Quando, nos tempos soviéticos, o original foi parar no museu, foi este ícone que ocupou o seu lugar na Catedral do Kremlin.

Nossa Senhora de Vladimir com feriados evangélicos nas margens, 1514.

Com o tempo, o ícone Nossa Senhora de Vladimir adquiriu um significado histórico especial e se tornou objeto não apenas de cópias, mas um objeto independente de iconografia. Em outras palavras, o próprio ícone começou a aparecer em outras imagens.

Um dos exemplos mais marcantes é um ícone do século 17, em cujas margens está escrito “O Conto do Ícone de Nossa Senhora de Vladimir”, que relata a história da própria imagem ao modo da vida do santo. O pintor reproduziu como o apóstolo Lucas pintou o ícone, como a Mãe de Deus abençoou a imagem, como o ícone foi trazido de Bizâncio para a Rússia, retrata vários milagres produzidos pela imagem, a construção da Catedral da Assunção e como o ícone salvou Moscou de Tamerlão.

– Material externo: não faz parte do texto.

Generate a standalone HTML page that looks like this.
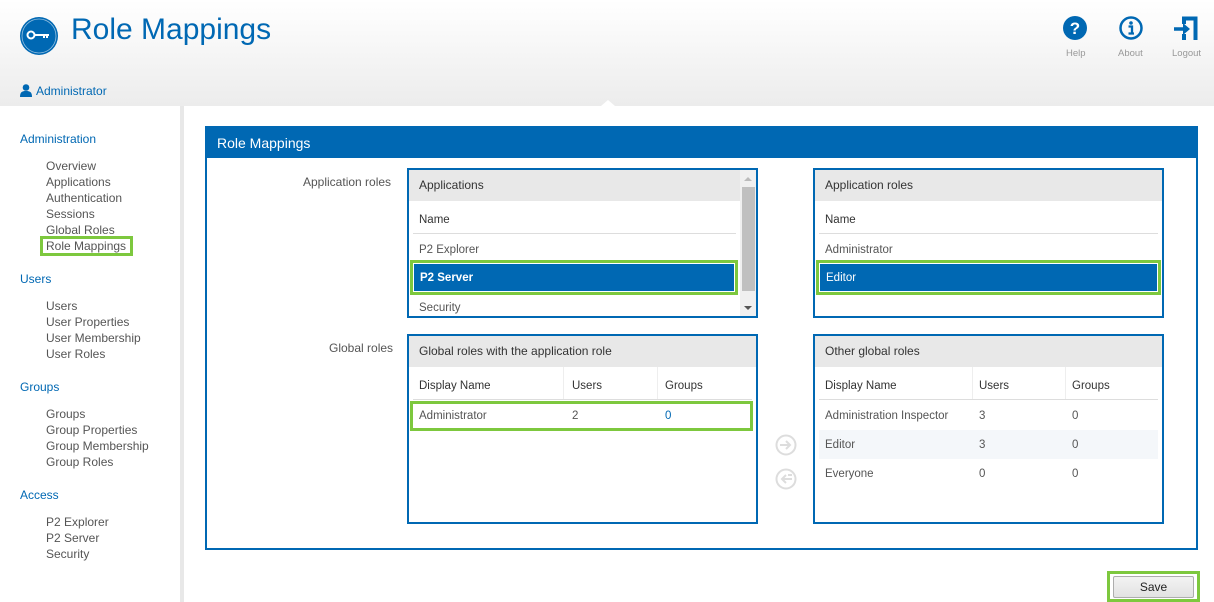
<!DOCTYPE html>
<html><head><meta charset="utf-8"><style>
*{margin:0;padding:0;box-sizing:border-box}
body{width:1214px;height:602px;overflow:hidden;font-family:"Liberation Sans",sans-serif;font-size:11.5px;color:#555;background:#fff;position:relative}
.a{position:absolute;white-space:nowrap}
.hdr{position:absolute;left:0;top:0;width:1214px;height:106px;background:linear-gradient(#fff,#ececec)}
.blue{color:#0068b3}
.box{position:absolute;border:2px solid #0068b3;background:#fff;overflow:hidden}
.bh{position:absolute;left:0;top:0;right:0;height:31px;background:#e8e8e8;color:#333;font-size:12px;padding:8px 0 0 10px}
.sel{position:absolute;border:3px solid #7dc83e;}
.sel div{position:absolute;left:0;top:0;right:0;bottom:0;background:#0068b3;border:1px solid #fff;color:#fff;padding:8px 0 0 6px;font-size:11.5px}
.green{position:absolute;border:3px solid #7dc83e}
</style></head><body>
<div class="hdr"></div>
<svg class="a" style="left:19px;top:16px" width="40" height="40" viewBox="0 0 40 40"><circle cx="20" cy="20" r="19" fill="#0068b3"/><circle cx="20" cy="20" r="17" fill="none" stroke="#fff" stroke-width="0.8" opacity=".6"/><circle cx="12" cy="19" r="3.5" fill="none" stroke="#fff" stroke-width="2"/><path d="M15.5 19H30M25 19v3M28 19v3" stroke="#fff" stroke-width="2"/></svg>
<div class="a blue" style="left:71px;top:13px;font-size:30px">Role Mappings</div>
<svg class="a" style="left:20px;top:84px" width="12" height="13" viewBox="0 0 12 13"><circle cx="6" cy="3.5" r="3.3" fill="#0068b3"/><path d="M0 13c0-5 2-6 6-6s6 1 6 6z" fill="#0068b3"/></svg>
<div class="a blue" style="left:36px;top:84px;font-size:12px">Administrator</div>
<svg class="a" style="left:1063px;top:16px" width="24" height="24" viewBox="0 0 24 24"><circle cx="12" cy="12" r="12" fill="#0068b3"/><text x="12" y="18" text-anchor="middle" fill="#fff" font-family="Liberation Sans" font-weight="bold" font-size="17">?</text></svg>
<svg class="a" style="left:1119px;top:16px" width="24" height="24" viewBox="0 0 24 24"><circle cx="12" cy="12" r="10.5" fill="none" stroke="#0068b3" stroke-width="2.5"/><circle cx="12" cy="7" r="1.8" fill="#0068b3"/><path d="M9.5 10.5h3.5v7M9.5 17.5h5.5" stroke="#0068b3" stroke-width="2.3" fill="none"/></svg>
<svg class="a" style="left:1173px;top:16px" width="26" height="25" viewBox="0 0 26 25"><path d="M11 8V2.5h11.5V24" stroke="#0068b3" stroke-width="4" fill="none"/><path d="M1 13h9" stroke="#0068b3" stroke-width="3.5"/><path d="M10 7l7 6-7 6z" fill="#0068b3"/><path d="M11 18v6" stroke="#0068b3" stroke-width="4"/></svg>
<div class="a" style="left:1066px;top:48px;font-size:9.5px;color:#999">Help</div>
<div class="a" style="left:1118px;top:48px;font-size:9.5px;color:#999">About</div>
<div class="a" style="left:1172px;top:48px;font-size:9.5px;color:#999">Logout</div>
<div class="a" style="left:601px;top:100px;width:0;height:0;border-left:7px solid transparent;border-right:7px solid transparent;border-bottom:6px solid #fff"></div>
<div class="a" style="left:180px;top:106px;width:4px;height:496px;background:#e8e8e8"></div>
<div class="a blue" style="left:20px;top:132px;font-size:12px">Administration</div>
<div class="a" style="left:46px;top:158px;line-height:16px;font-size:12px">Overview<br>Applications<br>Authentication<br>Sessions<br>Global Roles<br>Role Mappings</div>
<div class="green" style="left:40px;top:236px;width:93px;height:20px"></div>
<div class="a blue" style="left:20px;top:272px;font-size:12px">Users</div>
<div class="a" style="left:46px;top:298px;line-height:16px;font-size:12px">Users<br>User Properties<br>User Membership<br>User Roles</div>
<div class="a blue" style="left:20px;top:380px;font-size:12px">Groups</div>
<div class="a" style="left:46px;top:406px;line-height:16px;font-size:12px">Groups<br>Group Properties<br>Group Membership<br>Group Roles</div>
<div class="a blue" style="left:20px;top:488px;font-size:12px">Access</div>
<div class="a" style="left:46px;top:514px;line-height:16px;font-size:12px">P2 Explorer<br>P2 Server<br>Security</div>

<div class="a" style="left:205px;top:126px;width:993px;height:424px;border:2px solid #0068b3"></div>
<div class="a" style="left:205px;top:126px;width:993px;height:32px;background:#0068b3;color:#fff;font-size:14px;padding:9px 0 0 12px">Role Mappings</div>
<div class="a" style="left:303px;top:175px;font-size:12px">Application roles</div>
<div class="a" style="left:329px;top:341px;font-size:12px">Global roles</div>

<div class="box" style="left:407px;top:168px;width:351px;height:150px">
<div class="bh">Applications</div>
<div class="a" style="left:10px;top:44px;color:#333">Name</div>
<div class="a" style="left:4px;top:63px;width:323px;height:1px;background:#ddd"></div>
<div class="a" style="left:10px;top:74px">P2 Explorer</div>
<div class="a" style="left:10px;top:132px">Security</div>
<div class="a" style="left:331px;top:0;width:16px;height:146px;background:#f0f0f0"></div>
<div class="a" style="left:333px;top:17px;width:13px;height:104px;background:#c0c0c0"></div>
<div class="a" style="left:335px;top:7px;border:4px solid transparent;border-bottom:4px solid #bbb;border-top:0"></div>
<div class="a" style="left:335px;top:136px;border:4px solid transparent;border-top:4px solid #555;border-bottom:0"></div>
</div>
<div class="sel" style="left:410px;top:260px;width:328px;height:35px"><div style="font-weight:bold">P2 Server</div></div>

<div class="box" style="left:813px;top:168px;width:351px;height:150px">
<div class="bh">Application roles</div>
<div class="a" style="left:10px;top:44px;color:#333">Name</div>
<div class="a" style="left:4px;top:63px;width:339px;height:1px;background:#ddd"></div>
<div class="a" style="left:10px;top:74px">Administrator</div>
</div>
<div class="sel" style="left:816px;top:260px;width:345px;height:35px"><div>Editor</div></div>

<div class="box" style="left:407px;top:334px;width:351px;height:190px">
<div class="bh">Global roles with the application role</div>
<div class="a" style="left:10px;top:44px;color:#333">Display Name</div>
<div class="a" style="left:163px;top:44px;color:#333">Users</div>
<div class="a" style="left:256px;top:44px;color:#333">Groups</div>
<div class="a" style="left:154px;top:31px;width:1px;height:32px;background:#eee"></div>
<div class="a" style="left:248px;top:31px;width:1px;height:32px;background:#eee"></div>
<div class="a" style="left:4px;top:63px;width:339px;height:1px;background:#ddd"></div>
<div class="a" style="left:10px;top:74px">Administrator</div>
<div class="a" style="left:163px;top:74px">2</div>
<div class="a blue" style="left:256px;top:74px">0</div>
</div>
<div class="green" style="left:410px;top:401px;width:343px;height:30px"></div>

<div class="box" style="left:813px;top:334px;width:351px;height:190px">
<div class="bh">Other global roles</div>
<div class="a" style="left:10px;top:44px;color:#333">Display Name</div>
<div class="a" style="left:164px;top:44px;color:#333">Users</div>
<div class="a" style="left:257px;top:44px;color:#333">Groups</div>
<div class="a" style="left:157px;top:31px;width:1px;height:32px;background:#eee"></div>
<div class="a" style="left:250px;top:31px;width:1px;height:32px;background:#eee"></div>
<div class="a" style="left:4px;top:63px;width:339px;height:1px;background:#ddd"></div>
<div class="a" style="left:4px;top:94px;width:339px;height:29px;background:#f4f7fa"></div>
<div class="a" style="left:10px;top:74px">Administration Inspector</div>
<div class="a" style="left:164px;top:74px">3</div>
<div class="a" style="left:257px;top:74px">0</div>
<div class="a" style="left:10px;top:103px">Editor</div>
<div class="a" style="left:164px;top:103px">3</div>
<div class="a" style="left:257px;top:103px">0</div>
<div class="a" style="left:10px;top:132px">Everyone</div>
<div class="a" style="left:164px;top:132px">0</div>
<div class="a" style="left:257px;top:132px">0</div>
</div>

<svg class="a" style="left:774px;top:434px" width="24" height="56" viewBox="0 0 24 56"><circle cx="12" cy="11" r="9.5" fill="none" stroke="#ddd" stroke-width="2"/><path d="M6 11h10M12 7l4 4-4 4" stroke="#ddd" stroke-width="2" fill="none"/><circle cx="12" cy="45" r="9.5" fill="none" stroke="#ddd" stroke-width="2"/><path d="M18 45H8M12 41l-4 4 4 4M14 41h4" stroke="#ddd" stroke-width="2" fill="none"/></svg>

<div class="green" style="left:1107px;top:571px;width:93px;height:31px"></div>
<div class="a" style="left:1113px;top:576px;width:81px;height:22px;border:1px solid #adadad;border-radius:2px;background:linear-gradient(#f3f3f3,#e2e2e2);color:#222;font-size:12px;text-align:center;line-height:20px">Save</div>
</body></html>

Nossa Senhora de Vladimir em cujas margens está escrito “O Conto do Ícone de Nossa Senhora de Vladimir”. Meados do século 17.

Muito provavelmente, foi o patriarca Ióssif que encomendou um ícone tão incomum em 1642, como um sinal de gratidão por ter sido, diante da imagem da Nossa Senhora de Vladimir, eleito patriarca pela primeira vez por sorteio.

Fragmentos do ícone com proteção contra a invasão de Tamerlão.

Assim, esse ícone incomum une simbolicamente não apenas a história do ícone Nossa Senhora de Vladimir, mas também a história milenar de toda a Rússia Antiga.